━━ Data to process ━━

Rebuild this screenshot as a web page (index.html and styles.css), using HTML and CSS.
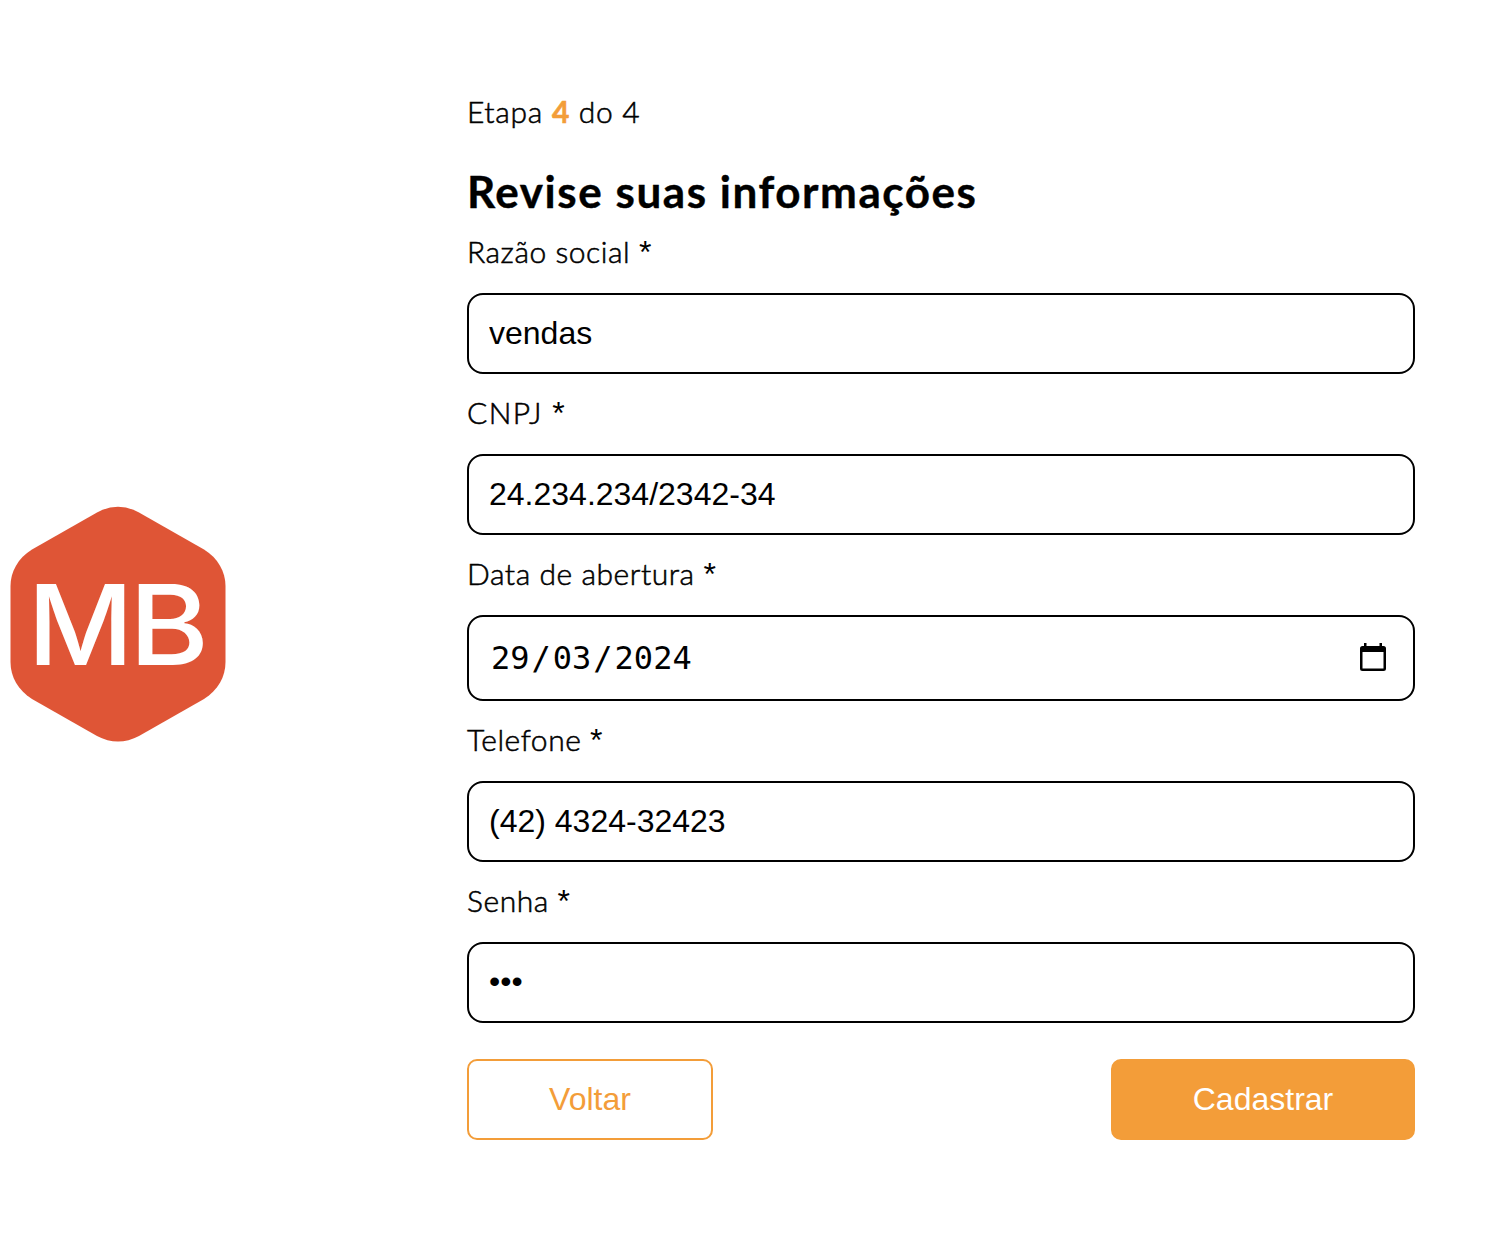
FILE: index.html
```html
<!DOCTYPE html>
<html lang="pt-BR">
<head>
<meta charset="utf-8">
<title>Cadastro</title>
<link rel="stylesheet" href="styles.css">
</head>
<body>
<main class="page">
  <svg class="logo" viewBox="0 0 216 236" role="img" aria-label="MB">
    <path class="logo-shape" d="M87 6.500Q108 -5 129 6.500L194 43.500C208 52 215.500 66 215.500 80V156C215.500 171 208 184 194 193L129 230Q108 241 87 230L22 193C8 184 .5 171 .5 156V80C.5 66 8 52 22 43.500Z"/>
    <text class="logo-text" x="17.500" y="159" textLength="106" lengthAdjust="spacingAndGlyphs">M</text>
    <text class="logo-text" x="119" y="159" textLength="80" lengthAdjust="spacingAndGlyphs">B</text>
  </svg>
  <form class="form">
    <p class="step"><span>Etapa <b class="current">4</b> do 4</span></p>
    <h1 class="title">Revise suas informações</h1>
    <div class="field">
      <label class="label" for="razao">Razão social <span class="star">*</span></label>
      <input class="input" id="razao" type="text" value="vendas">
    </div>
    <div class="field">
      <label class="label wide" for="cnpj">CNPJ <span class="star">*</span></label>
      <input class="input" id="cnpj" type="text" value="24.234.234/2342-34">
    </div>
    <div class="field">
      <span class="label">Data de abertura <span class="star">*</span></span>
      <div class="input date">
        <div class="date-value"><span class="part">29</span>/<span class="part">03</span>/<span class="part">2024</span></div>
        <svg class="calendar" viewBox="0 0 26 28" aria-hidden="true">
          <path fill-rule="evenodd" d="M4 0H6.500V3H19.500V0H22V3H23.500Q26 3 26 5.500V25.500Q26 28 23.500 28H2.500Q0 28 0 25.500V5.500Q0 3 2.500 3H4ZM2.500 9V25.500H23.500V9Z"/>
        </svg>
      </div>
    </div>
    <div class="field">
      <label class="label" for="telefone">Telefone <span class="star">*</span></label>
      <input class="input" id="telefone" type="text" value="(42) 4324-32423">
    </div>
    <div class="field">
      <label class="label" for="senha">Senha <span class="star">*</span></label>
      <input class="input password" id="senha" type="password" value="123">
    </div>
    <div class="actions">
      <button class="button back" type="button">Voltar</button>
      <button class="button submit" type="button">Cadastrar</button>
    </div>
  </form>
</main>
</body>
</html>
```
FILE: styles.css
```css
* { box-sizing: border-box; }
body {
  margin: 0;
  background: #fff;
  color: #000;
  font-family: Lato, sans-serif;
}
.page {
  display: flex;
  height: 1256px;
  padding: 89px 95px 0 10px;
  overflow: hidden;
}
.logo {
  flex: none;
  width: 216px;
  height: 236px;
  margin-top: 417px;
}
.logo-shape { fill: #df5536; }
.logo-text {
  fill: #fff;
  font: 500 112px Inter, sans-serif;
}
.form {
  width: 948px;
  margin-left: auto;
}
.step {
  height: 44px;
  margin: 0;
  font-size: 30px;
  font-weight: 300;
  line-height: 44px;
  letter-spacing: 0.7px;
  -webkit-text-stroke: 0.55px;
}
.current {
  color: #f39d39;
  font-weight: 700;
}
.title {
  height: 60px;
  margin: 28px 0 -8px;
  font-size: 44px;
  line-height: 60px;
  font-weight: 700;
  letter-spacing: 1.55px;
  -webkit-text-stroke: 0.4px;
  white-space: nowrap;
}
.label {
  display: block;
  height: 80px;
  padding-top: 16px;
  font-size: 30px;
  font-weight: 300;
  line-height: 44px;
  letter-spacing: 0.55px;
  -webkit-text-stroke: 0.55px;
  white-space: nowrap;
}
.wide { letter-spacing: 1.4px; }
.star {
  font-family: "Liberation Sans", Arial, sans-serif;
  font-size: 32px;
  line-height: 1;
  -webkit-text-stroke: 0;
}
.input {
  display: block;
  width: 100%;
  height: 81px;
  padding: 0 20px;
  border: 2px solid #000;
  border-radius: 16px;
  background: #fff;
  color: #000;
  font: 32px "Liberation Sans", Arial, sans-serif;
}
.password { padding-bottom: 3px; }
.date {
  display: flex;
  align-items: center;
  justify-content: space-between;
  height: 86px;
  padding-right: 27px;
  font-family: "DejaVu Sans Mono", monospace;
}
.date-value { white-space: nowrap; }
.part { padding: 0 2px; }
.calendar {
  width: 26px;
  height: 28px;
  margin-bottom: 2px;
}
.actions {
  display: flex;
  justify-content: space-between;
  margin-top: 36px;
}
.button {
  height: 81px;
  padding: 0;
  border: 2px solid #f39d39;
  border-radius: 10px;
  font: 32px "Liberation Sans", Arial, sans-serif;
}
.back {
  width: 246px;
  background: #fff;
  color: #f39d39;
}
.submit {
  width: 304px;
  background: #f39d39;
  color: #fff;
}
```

━━━
━━ Data to process ━━

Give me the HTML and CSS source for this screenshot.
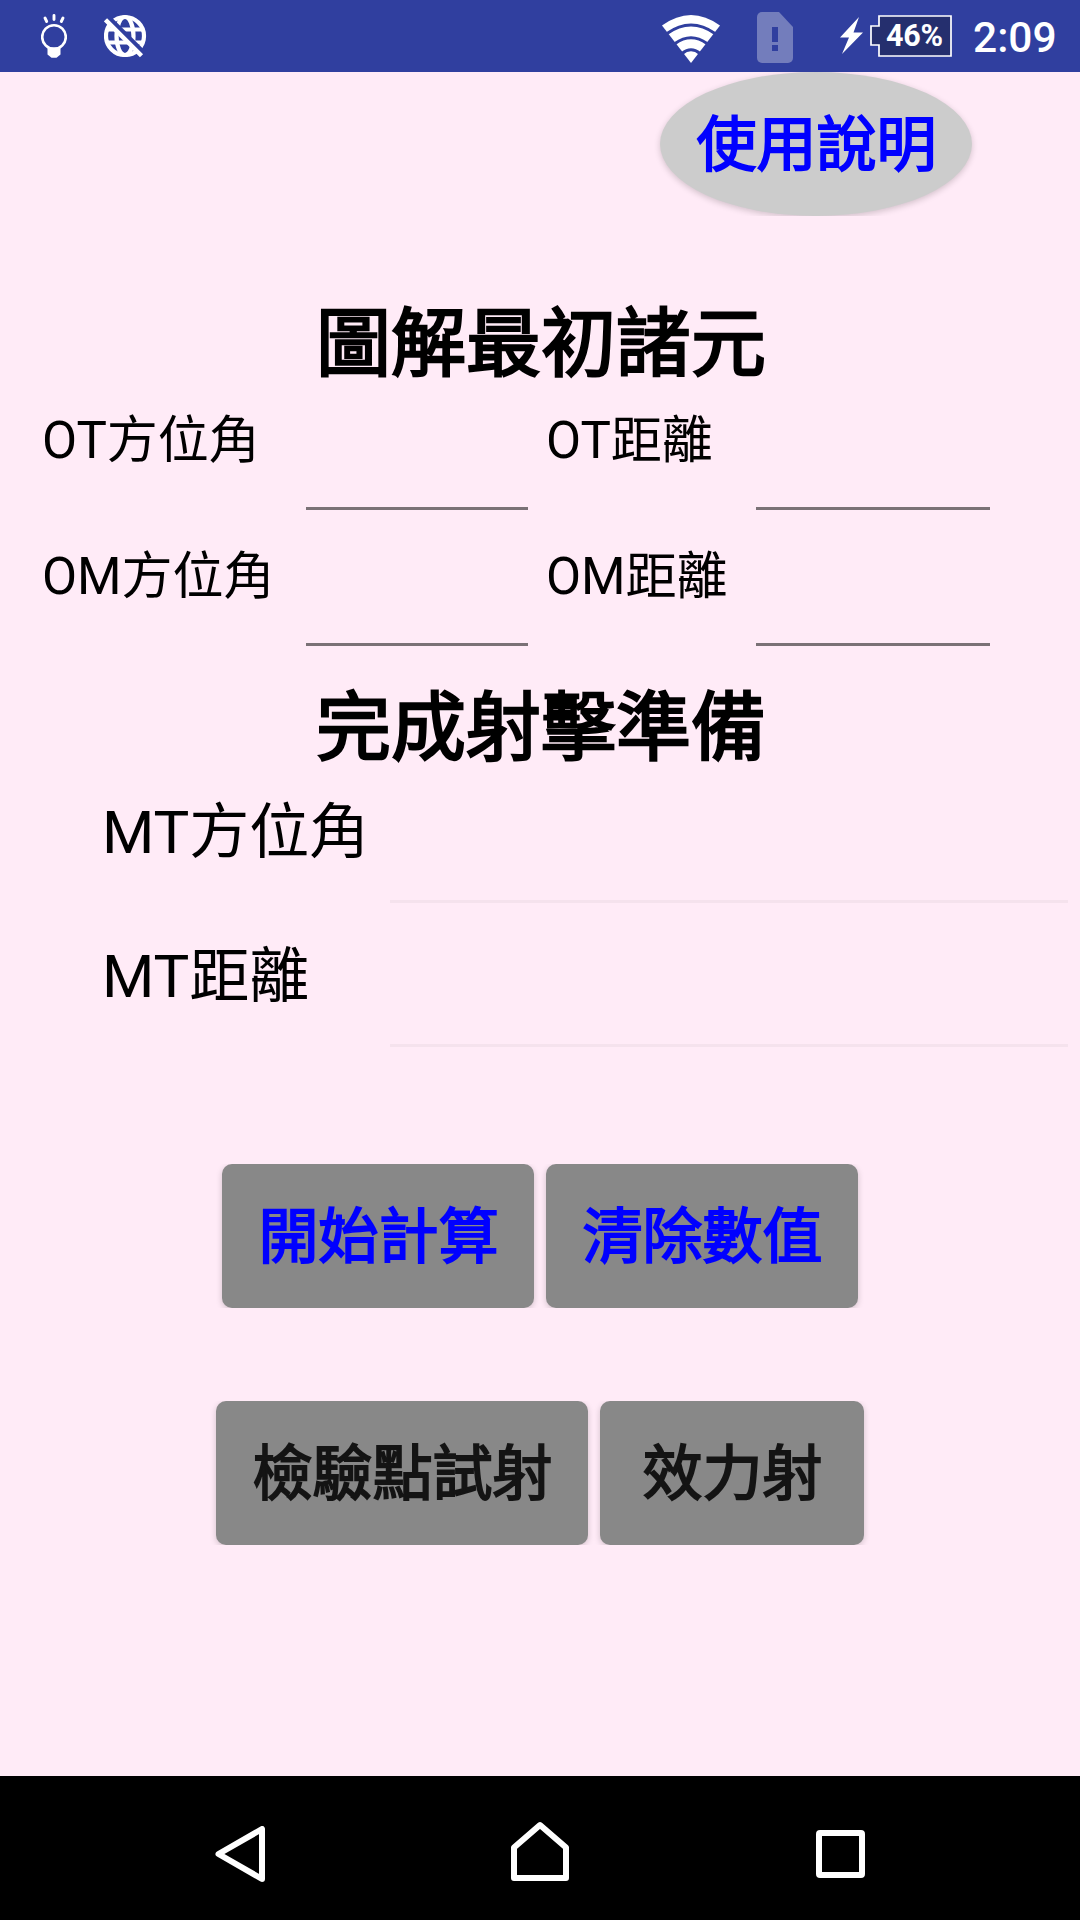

━━━

# [Written problem]
Extract every line containing the string "index" from the material.

# [Answer for the task]
Rebuild this screenshot as a web page (index.html and styles.css), using HTML and CSS.
FILE: index.html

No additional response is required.